A national-security state needs official enemies to justify its existence, power, influence, and ever-increasing budgets. That’s how the United States got the Cold War after winning World War II. A new official enemy was needed to justify the conversion of the federal government to a national-security state. That official enemy became “godless communism,” the Soviet Union (i.e., Russia), Red China, North Korea, North Vietnam, and the rest of the communist world. 

When the Pentagon, the CIA, and the NSA suddenly and unexpectedly lost their Cold War official enemy in 1989, they desperately went in search of a new official enemy to replace “godless communism” and the communist world. That’s why they went into the Middle East with a fierce, deadly, and destructive policy of interventionism, which finally succeeded in producing their new official enemy — “terrorism” (and, to a certain extent, Islam). 

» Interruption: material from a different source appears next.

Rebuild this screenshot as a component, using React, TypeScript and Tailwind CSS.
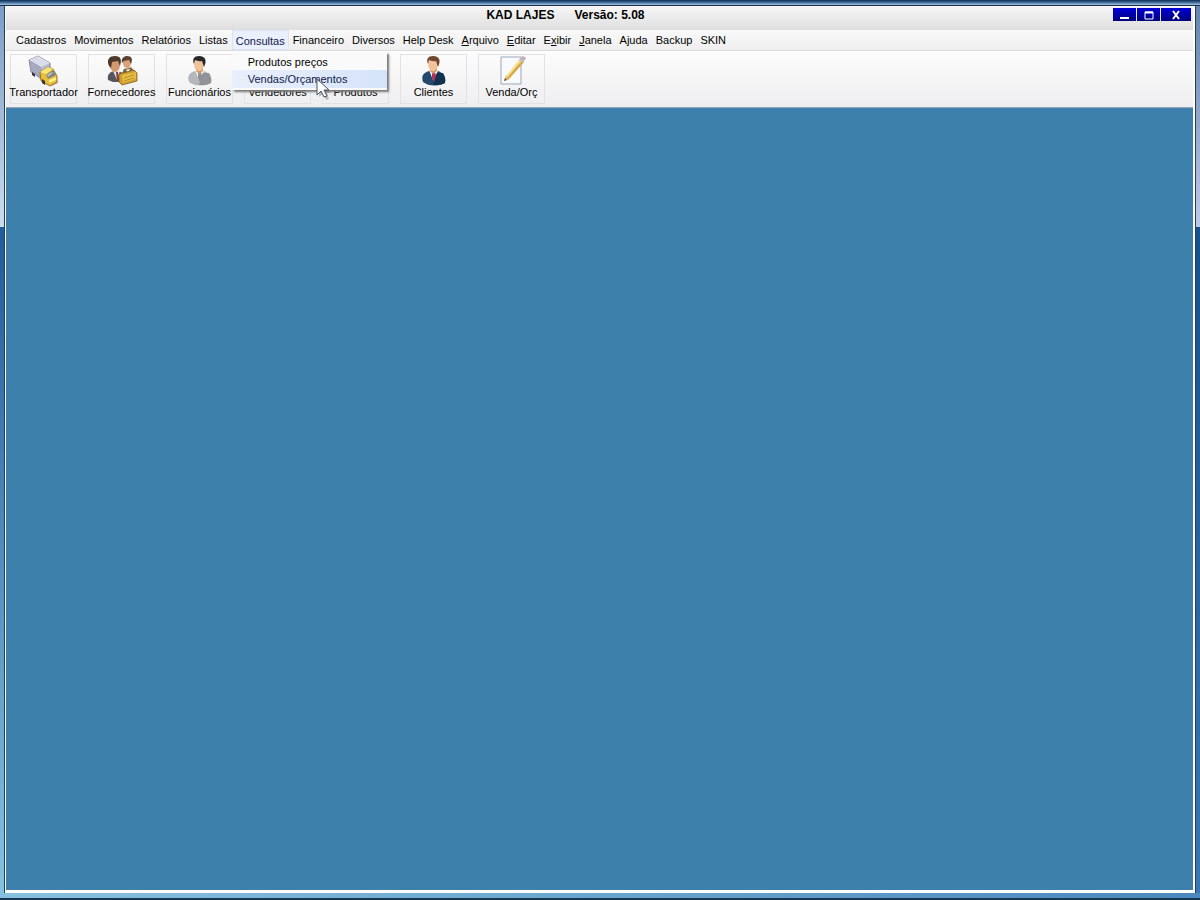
import React, { useState } from 'react'

interface MenuEntry {
  label: string
  hotkey?: number
}

const menus: MenuEntry[] = [
  { label: 'Cadastros' },
  { label: 'Movimentos' },
  { label: 'Relatórios' },
  { label: 'Listas' },
  { label: 'Consultas' },
  { label: 'Financeiro' },
  { label: 'Diversos' },
  { label: 'Help Desk' },
  { label: 'Arquivo', hotkey: 0 },
  { label: 'Editar', hotkey: 0 },
  { label: 'Exibir', hotkey: 1 },
  { label: 'Janela', hotkey: 0 },
  { label: 'Ajuda' },
  { label: 'Backup' },
  { label: 'SKIN' },
]

const consultas = ['Produtos preços', 'Vendas/Orçamentos']

const TruckIcon = () => (
  <svg viewBox="0 0 32 32" className="h-8 w-8" aria-hidden="true">
    <path d="M4 18l4 2 9 9 7 2 6-3-1-4z" fill="#77736a" opacity=".5" />
    <path d="M1 5L10 1l12 7v8l-9 7L3 17z" fill="#b9bbcf" stroke="#65657c" strokeWidth=".8" />
    <path d="M1 5L10 1l12 7-9 4z" fill="#dcddeb" />
    <path d="M1 5l12 7v11L3 17z" fill="#a3a5bd" />
    <path d="M4 9l8 5M4 12l8 5M5 15l7 4" stroke="#b7b9cd" strokeWidth=".6" />
    <path d="M12 17l8-5 5 2 4 7v6l-7 4-9-5z" fill="#e9bd35" stroke="#8d6817" strokeWidth=".8" />
    <path d="M12 17l8-5 5 2-7 5z" fill="#fbe577" />
    <path d="M18 20l7-5 3 5-8 4z" fill="#7f8587" />
    <path d="M19 20l5-3 1 1-5 4z" fill="#b9c0c3" />
    <path d="M21 25l7-3v3l-7 3z" fill="#fff08d" />
    <path d="M4 17l3 2v3l-3-2zM14 24l3 2v4l-3-2z" fill="#34343a" />
  </svg>
)

const SuppliersIcon = () => (
  <svg viewBox="0 0 32 32" className="h-8 w-8" aria-hidden="true">
    <path d="M2 25c-1-6 2-8 6-9l7 1 3 4v6H7z" fill="#55555a" />
    <path d="M7 16l4 9 3-9z" fill="#e5e3e6" />
    <path d="M10 17h2l1 8-2 1z" fill="#8a3a48" />
    <ellipse cx="9" cy="10" rx="5" ry="7" fill="#d39a70" />
    <path d="M3 11C0 4 4 1 9 1c6 0 7 4 5 10l-2-5-6 1-1 6z" fill="#4d382b" />
    <path d="M16 18l3-5 5-1 5 4v7H16z" fill="#66656a" />
    <path d="M19 13l3 5 3-6z" fill="#f5f3f3" />
    <ellipse cx="21" cy="8" rx="4" ry="5" fill="#dba27a" />
    <path d="M16 8c-1-5 2-7 5-7 5 0 6 3 4 8l-2-4-5 1z" fill="#5c4331" />
    <path d="M13 19l15-4 3 3v8l-15 4-3-3z" fill="#cf9d2b" stroke="#84621f" strokeWidth=".8" />
    <path d="M18 18v-3l7-2v3" fill="none" stroke="#8b6722" strokeWidth="1.2" />
    <path d="M16 20l14-3v7l-13 4z" fill="#e6bd43" />
    <path d="M18 23l10-3M18 26l10-3" stroke="#a9802a" strokeWidth=".8" />
  </svg>
)

interface PersonProps {
  hair: string
  coat: string
  shade: string
  tie: string
}

const PersonIcon = ({ hair, coat, shade, tie }: PersonProps) => (
  <svg viewBox="0 0 32 32" className="h-8 w-8" aria-hidden="true">
    <path d="M5 27c-2-6 0-9 6-11h9c6 2 7 6 7 12-6 3-16 4-22-1z" fill={coat} />
    <path d="M18 18l7 0c2 3 3 7 2 10-5 3-9 2-12 2z" fill={shade} />
    <path d="M11 15l4 10 5-9-4-3z" fill="#f7f7f7" />
    <path d="M14 18l3-1 1 4-2 6-2-4z" fill={tie} />
    <path d="M12 10h7v6l-4 3-3-3z" fill="#d99868" />
    <ellipse cx="15" cy="9" rx="5" ry="7" fill="#f1c39b" />
    <path d="M10 9C8 4 10 1 15 1c7 0 8 5 5 11l-2-6c-3 1-6-1-7-1z" fill={hair} />
  </svg>
)

const BoxIcon = () => (
  <svg viewBox="0 0 32 32" className="h-8 w-8" aria-hidden="true">
    <path d="M4 9l12-6 12 6v14l-12 7-12-7z" fill="#d8a85a" />
    <path d="M4 9l12 6 12-6-12-6z" fill="#f2d08d" />
  </svg>
)

const NoteIcon = () => (
  <svg viewBox="0 0 32 32" className="h-8 w-8" aria-hidden="true">
    <path d="M5 2h20v27H5z" fill="#f8fafd" stroke="#9aa6bb" />
    <path d="M9 23l-1 3 4-1L28 7l-4-3z" fill="#f0cd76" />
    <path d="M9 22l3 3L28 7l-2-1z" fill="#d9aa4c" />
    <path d="M10 21L23 5l2 1-14 17z" fill="#fbe08f" />
    <path d="M23 5l2-3 4 2-2 4z" fill="#b7bccb" />
    <path d="M25 2l2-1 3 2-1 2z" fill="#d1a5a8" />
    <path d="M8 26l1-3 2 2z" fill="#5d5445" />
  </svg>
)

const tools = [
  { label: 'Transportador', icon: <TruckIcon /> },
  { label: 'Fornecedores', icon: <SuppliersIcon /> },
  { label: 'Funcionários', icon: <PersonIcon hair="#292727" coat="#b5b8bb" shade="#909498" tie="#8b9197" /> },
  { label: 'Vendedores', icon: <PersonIcon hair="#292727" coat="#b5b8bb" shade="#909498" tie="#8b9197" /> },
  { label: 'Produtos', icon: <BoxIcon /> },
  { label: 'Clientes', icon: <PersonIcon hair="#71462d" coat="#22486d" shade="#12304f" tie="#b33058" /> },
  { label: 'Venda/Orç', icon: <NoteIcon /> },
]

const MenuLabel = ({ label, hotkey }: MenuEntry) => {
  if (hotkey === undefined) return <>{label}</>
  return (
    <>
      {label.slice(0, hotkey)}
      <span className="underline underline-offset-1">{label[hotkey]}</span>
      {label.slice(hotkey + 1)}
    </>
  )
}

const Cursor = () => (
  <svg viewBox="0 0 16 24" className="pointer-events-none absolute left-[84px] top-12 z-20 h-6 w-4" aria-hidden="true">
    <path d="M3 3v16l4-3 3 6 3-1-2-6h4z" fill="#555" opacity=".35" />
    <path d="M1 1v16l4-4 3 6 3-1-3-6h5z" fill="#fff" stroke="#4a5060" />
  </svg>
)

const TitleBar = () => (
  <header className="grid h-6 grid-cols-[1fr_auto_1fr] bg-gradient-to-b from-[#f7f7f7] to-[#dedede]">
    <h1 className="col-start-2 flex gap-5 pr-17 pt-px text-[12px] leading-4 font-bold">
      <span>KAD LAJES</span>
      <span>Versão: 5.08</span>
    </h1>
    <div className="flex justify-end gap-px pr-0.5 pt-0.5">
      <button aria-label="Minimizar" className="flex h-[13px] w-[23px] items-center justify-center bg-gradient-to-b from-[#0000d8] to-[#00007e]">
        <svg viewBox="0 0 10 10" className="h-2.5 w-2.5"><path d="M0 8h9" stroke="#fff" strokeWidth="2" /></svg>
      </button>
      <button aria-label="Maximizar" className="flex h-[13px] w-[23px] items-center justify-center bg-gradient-to-b from-[#0000d8] to-[#00007e]">
        <svg viewBox="0 0 10 10" className="h-2.5 w-2.5"><path d="M1 2h8v7H1z" fill="none" stroke="#fff" /><path d="M1 2.5h8" stroke="#fff" strokeWidth="2" /></svg>
      </button>
      <button aria-label="Fechar" className="flex h-[13px] w-[30px] items-center justify-center bg-gradient-to-b from-[#0000d8] to-[#00007e]">
        <svg viewBox="0 0 10 10" className="h-2.5 w-2.5"><path d="M2 1l6 8M8 1L2 9" stroke="#fff" strokeWidth="2" /></svg>
      </button>
    </div>
  </header>
)

const App = () => {
  const [open, setOpen] = useState('Consultas')

  return (
    <div className="flex min-h-screen flex-col bg-[#236aaa] font-['Liberation_Sans',Arial,sans-serif] text-[11px] text-black">
      {/* top frame */}
      <div className="h-1.5 border-b border-[#1b3046] bg-gradient-to-b from-[#122c4c] via-[#426fa2] to-[#a6c5df]"></div>
      <div className="flex grow">
        {/* left frame */}
        <div className="flex w-[5px] flex-col border-r border-[#243e5d]">
          <div className="h-[221px] bg-gradient-to-b from-[#7e9cc4] to-[#c9dcf0]"></div>
          <div className="grow bg-gradient-to-b from-[#1d5c9d] to-[#82c3e3]"></div>
        </div>
        <div className="flex min-w-0 grow flex-col border-r-2 border-b-[3px] border-l border-white">
          <TitleBar />
          <nav className="relative z-10 flex h-5 bg-gradient-to-b from-[#f9f9f9] to-[#efefef] pl-1.5">
            {menus.map((m) => (
              <div key={m.label} className="relative">
                <button
                  onClick={() => setOpen(open === m.label ? '' : m.label)}
                  className={
                    open === m.label
                      ? 'h-5 border border-[#dde3f2] bg-[#eaf0fd] px-[3px] pt-0.5 leading-4 text-[#10204a]'
                      : 'h-5 px-1 leading-5'
                  }
                >
                  <MenuLabel label={m.label} hotkey={m.hotkey} />
                </button>
                {m.label === 'Consultas' && open === m.label && (
                  <div className="absolute left-0 top-[22px] w-[155px] bg-[#fafafa] pt-px pb-0.5 shadow-[2px_2px_2px_#777]">
                    {consultas.map((item) => (
                      <button key={item} className="block h-[17px] w-full pl-4 text-left leading-4 hover:bg-[#dce8fb] last:h-[18px] last:bg-gradient-to-r last:from-[#e9effc] last:to-[#d5e4fa] last:text-[#10204a]">
                        {item}
                      </button>
                    ))}
                  </div>
                )}
                {m.label === 'Consultas' && <Cursor />}
              </div>
            ))}
          </nav>
          <div className="flex gap-[11px] border-y border-t-[#dcdcdc] border-b-[#9aa5b8] bg-gradient-to-b from-[#fdfdfd] to-[#eeeef0] px-1 py-[3px]">
            {tools.map((t) => (
              <button key={t.label} className="flex h-[50px] w-[67px] flex-col items-center border border-[#e2e2e4] whitespace-nowrap leading-[10px]">
                {t.icon}
                {t.label}
              </button>
            ))}
          </div>
          <main className="grow bg-[#3d80ab]"></main>
        </div>
        {/* right frame */}
        <div className="flex w-[5px] flex-col border-l border-[#243e5d]">
          <div className="h-[221px] bg-gradient-to-b from-[#6685ab] to-[#bdc9e5]"></div>
          <div className="grow bg-gradient-to-b from-[#17508c] to-[#3978b4]"></div>
        </div>
      </div>
      {/* bottom frame */}
      <div className="h-[7px] border-b-2 border-[#16354e] bg-gradient-to-r from-[#86c2df] to-[#4b88bd]"></div>
    </div>
  )
}

export default App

That’s how we got those terrorist attacks on 9/11 and those that preceded 9/11. That’s how we got the “war on terrorism,” which has proven to be an even bigger racket than the Cold War. That’s how we got the invasions of Afghanistan and Iraq. That’s how we got the interventions in Syria, Yemen, Libya, Somalia, and other places. That’s how we got Gitmo. That’s how the U.S. government has aligned itself with some of the most brutal and corrupt dictatorships in history. 

Old/new official enemies

For the past few years, anticipating an end or at least a drastic reduction of their interventions in Afghanistan and the Middle East, the U.S. national-security establishment has been doing its best to revive its old Cold War official enemies. That’s what all that focus on Russia and China has been all about — to prepare the American people to accept old/new official enemies to keep their racket going in one fashion or another. 

To move our country in a better direction, it is simply not enough to revise and reform America’s dual system of foreign interventionism and a national-security state. To move America toward freedom, peace, prosperity, and harmony, it is necessary to restore a foreign policy of non-interventionism and a limited-government republic to our land.